In the material below, please retype the lines from the very first through the one with "h-[1280px] w-[591px] flex-col", exactly and without pictures.

═════ SUPPLIED DATA

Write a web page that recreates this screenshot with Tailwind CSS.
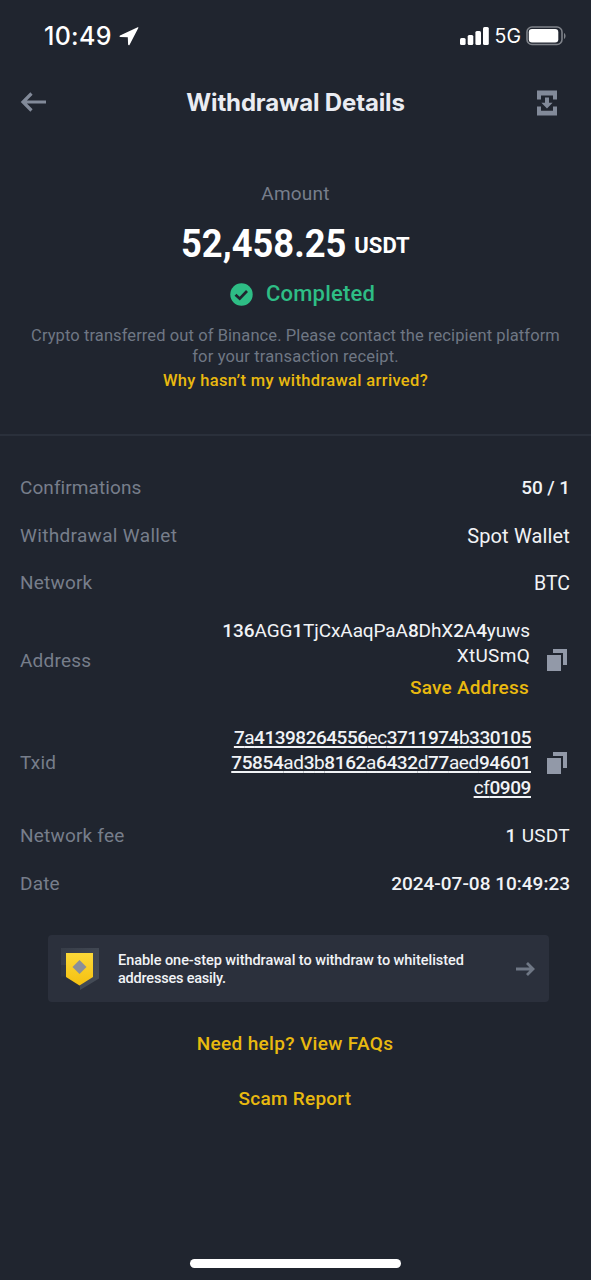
<!DOCTYPE html>
<html lang="en">
<head>
<meta charset="utf-8">
<title>Withdrawal Details</title>
<script src="https://cdn.jsdelivr.net/npm/@tailwindcss/browser@4"></script>
</head>
<body class="bg-[#20252f]">
<main class="flex h-[1280px] w-[591px] flex-col overflow-hidden bg-[#20252f] font-['Roboto','Noto_Sans',sans-serif] text-[#f1f3f6]">

  <div class="flex h-[72px] shrink-0 items-center justify-between pl-[44px] pr-[25px] text-white">
    <div class="flex items-center gap-[7px]">
      <span class="w-[68px] whitespace-nowrap font-['Inter',sans-serif] text-[25px] font-medium leading-7 tracking-[0.3px]">10:49</span>
      <svg class="h-5 w-5" viewBox="0 0 20 20" fill="currentColor"><path d="M18.700 1.200 1 9.600c-.8.500-.6 1.500.3 1.500l7.500.1.300 7.300c.1.900 1.100 1.100 1.500.3L19.300 2c.300-.6-.1-1-.6-.8z"/></svg>
    </div>
    <div class="flex items-center">
      <svg class="h-5 w-[30px]" viewBox="0 0 30 20" fill="currentColor"><rect x="0" y="12" width="5.600" height="7" rx="1.500"/><rect x="7.700" y="9" width="5.600" height="10" rx="1.500"/><rect x="15.400" y="5" width="5.600" height="14" rx="1.500"/><rect x="23" y="1" width="5.800" height="18" rx="1.500"/></svg>
      <span class="ml-[5px] font-['Inter',sans-serif] text-[19.500px] font-normal leading-6">5G</span>
      <svg class="ml-[5px] h-5 w-10" viewBox="0 0 40 20"><rect x="1" y="1" width="35" height="17.500" rx="5" fill="none" stroke="#7f838a" stroke-width="1.600"/><rect x="2.800" y="3" width="29.500" height="13.500" rx="3.200" fill="#fff"/><path d="M38 7v6c2-1 2-5 0-6z" fill="#7f838a"/></svg>
    </div>
  </div>

  <header class="flex h-[62px] shrink-0 items-center justify-between pl-5 pr-[32px] text-[#828a99]">
    <svg class="mb-0.5 h-6 w-7" viewBox="0 0 28 24" fill="none" stroke="currentColor" stroke-width="3.200"><path d="M26 12H3M11.500 3.500 3 12l8.500 8.500"/></svg>
    <h1 class="ml-2 font-['Inter',sans-serif] text-[24px] font-bold leading-7 tracking-[-0.150px] text-[#eaecf2]">Withdrawal Details</h1>
    <svg class="h-[26px] w-[24px]" viewBox="0 0 24 26" fill="currentColor"><path d="M2 .5h20v9h-4v-4H6v4H2zM2 16.500h4v4.200h12v-4.200h4v9H2zM10 7.500h4v5.300h3.600L12 18.500l-5.600-5.700H10z"/></svg>
  </header>

  <section class="flex h-[302px] shrink-0 flex-col items-center border-b-2 border-[#2a303b] pt-[48px]">
    <p class="text-[19px] leading-6 tracking-[0.200px] text-[#777e8b]">Amount</p>
    <p class="mt-[16px] flex h-[44px] items-start gap-[8px] font-bold text-white"><span class="w-[165px] origin-left scale-x-[0.920] whitespace-nowrap text-[39.500px] leading-[44px]">52,458.25</span><span class="pt-[9px] text-[22px] leading-[30px]">USDT</span></p>
    <div class="ml-[14px] mt-[14px] flex items-center gap-[13px] text-[#2ebd85]">
      <svg class="h-[23px] w-[23px]" viewBox="0 0 23 23"><circle cx="11.500" cy="11.500" r="11.200" fill="currentColor"/><path d="m5.500 11.700 4.200 4L17 8" fill="none" stroke="#20252f" stroke-width="2.700"/></svg>
      <span class="text-[22px] font-medium leading-7 tracking-[0.200px]">Completed</span>
    </div>
    <p class="mt-[17px] whitespace-nowrap text-center text-[16.500px] leading-[21px] tracking-[0.090px] text-[#6f7784]">Crypto transferred out of Binance. Please contact the recipient platform<br><span class="tracking-[0.150px]">for your transaction receipt.</span></p>
    <p class="mt-1 text-[16.500px] font-medium leading-5 tracking-[0.340px] text-[#e9b90f]">Why hasn’t my withdrawal arrived?</p>
  </section>

  <dl class="mt-[27px] flex shrink-0 flex-col pl-5 pr-[21px] text-[19px] leading-[25px] [&_dt]:tracking-[0.200px] [&_dt]:text-[#777e8b]">
    <div class="flex h-12 items-center justify-between"><dt><span class="tracking-[0.080px]">Confirmations</span></dt><dd class="font-medium tracking-[-0.100px]">50 / 1</dd></div>
    <div class="flex h-12 items-center justify-between"><dt><span class="tracking-[0.330px]">Withdrawal Wallet</span></dt><dd class="pt-0.5 text-[20px] tracking-[0.150px]">Spot Wallet</dd></div>
    <div class="flex h-[47px] items-center justify-between"><dt>Network</dt><dd class="pt-0.5 text-[19.500px]">BTC</dd></div>
    <div class="flex h-[108px] items-center justify-between">
      <dt>Address</dt>
      <dd class="flex items-center gap-4">
        <div class="flex flex-col items-end pb-[3px]">
          <span class="tracking-[-0.100px]"><b class="font-medium">136</b>AGG<b class="font-medium">1</b>TjCxAaqPaA<b class="font-medium">8</b>DhX<b class="font-medium">2</b>A<b class="font-medium">4</b>yuws</span>
          <span class="tracking-[0.300px]">XtUSmQ</span>
          <a class="mr-px mt-[7px] font-medium tracking-[0.250px] text-[#e9b90f]">Save Address</a>
        </div>
        <svg class="h-6 w-6" viewBox="0 0 24 24" fill="#9299a8"><path d="M1 7h14v16H1zM7 1h14v16h-4V5H7z"/></svg>
      </dd>
    </div>
    <div class="flex h-[97px] items-center justify-between">
      <dt>Txid</dt>
      <dd class="flex items-center gap-4">
        <div class="-mr-px flex flex-col items-end underline decoration-2 underline-offset-2">
          <span class="tracking-[-0.480px]"><b class="font-medium">7</b>a<b class="font-medium">41398264556</b>ec<b class="font-medium">3711974</b>b<b class="font-medium">330105</b></span>
          <span class="tracking-[-0.380px]"><b class="font-medium">75854</b>ad<b class="font-medium">3</b>b<b class="font-medium">8162</b>a<b class="font-medium">6432</b>d<b class="font-medium">77</b>aed<b class="font-medium">94601</b></span>
          <span class="tracking-[-0.400px]">cf<b class="font-medium">0909</b></span>
        </div>
        <svg class="h-6 w-6" viewBox="0 0 24 24" fill="#9299a8"><path d="M1 7h14v16H1zM7 1h14v16h-4V5H7z"/></svg>
      </dd>
    </div>
    <div class="flex h-12 items-center justify-between"><dt>Network fee</dt><dd class="tracking-[0.300px]"><b class="font-medium">1</b> USDT</dd></div>
    <div class="flex h-12 items-center justify-between"><dt>Date</dt><dd class="font-medium">2024-07-08 10:49:23</dd></div>
  </dl>

  <div class="ml-12 mt-[28px] flex h-[67px] w-[501px] shrink-0 items-center rounded bg-[#2b303c] pl-3 pr-[14px]">
    <svg class="h-11 w-10" viewBox="0 0 40 44">
      <defs><linearGradient id="gold" x1="0" y1="0" x2="0" y2="1"><stop offset="0" stop-color="#fcd938"/><stop offset="1" stop-color="#f5c010"/></linearGradient><linearGradient id="shade" x1="0" y1="0" x2="1" y2="0.600"><stop offset="0" stop-color="#373d48"/><stop offset="1" stop-color="#444b56"/></linearGradient></defs>
      <path d="M1 1h38v30.500L20 43V38L1 30z" fill="url(#shade)"/><path d="M1 18h5v14H1z" fill="#2b303c" fill-opacity=".6"/><path d="M1 29.500h5L20 38.500V43z" fill="#2b303c"/><path d="M6 6h27v24L19.500 38.500 6 30z" fill="url(#gold)"/><path d="m19.500 13 7 7-7 7-7-7z" fill="#8a8f99"/>
    </svg>
    <p class="ml-[18px] flex-1 whitespace-nowrap pt-0.5 text-[14.500px] font-medium leading-[18px] tracking-[-0.050px]">Enable one-step withdrawal to withdraw to whitelisted<br><span class="tracking-[-0.200px]">addresses easily.</span></p>
    <svg class="h-5 w-5" viewBox="0 0 20 20" fill="none" stroke="#6f7785" stroke-width="2.800"><path d="M1 10h17M12 4l6 6-6 6"/></svg>
  </div>

  <nav class="mt-[29px] flex shrink-0 flex-col items-center gap-[30px] pr-px text-[19px] font-medium leading-[25px] text-[#e9b90f]">
    <a class="tracking-[0.350px]">Need help? View FAQs</a>
    <a class="tracking-[0.250px]">Scam Report</a>
  </nav>
  <div class="mx-auto mb-3 mt-auto h-[9px] w-[211px] shrink-0 rounded-full bg-white"></div>
</main>
</body>
</html>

══════════

CORRECT RESULT:
Write a web page that recreates this screenshot with Tailwind CSS.
<!DOCTYPE html>
<html lang="en">
<head>
<meta charset="utf-8">
<title>Withdrawal Details</title>
<script src="https://cdn.jsdelivr.net/npm/@tailwindcss/browser@4"></script>
</head>
<body class="bg-[#20252f]">
<main class="flex h-[1280px] w-[591px] flex-col overflow-hidden bg-[#20252f] font-['Roboto','Noto_Sans',sans-serif] text-[#f1f3f6]">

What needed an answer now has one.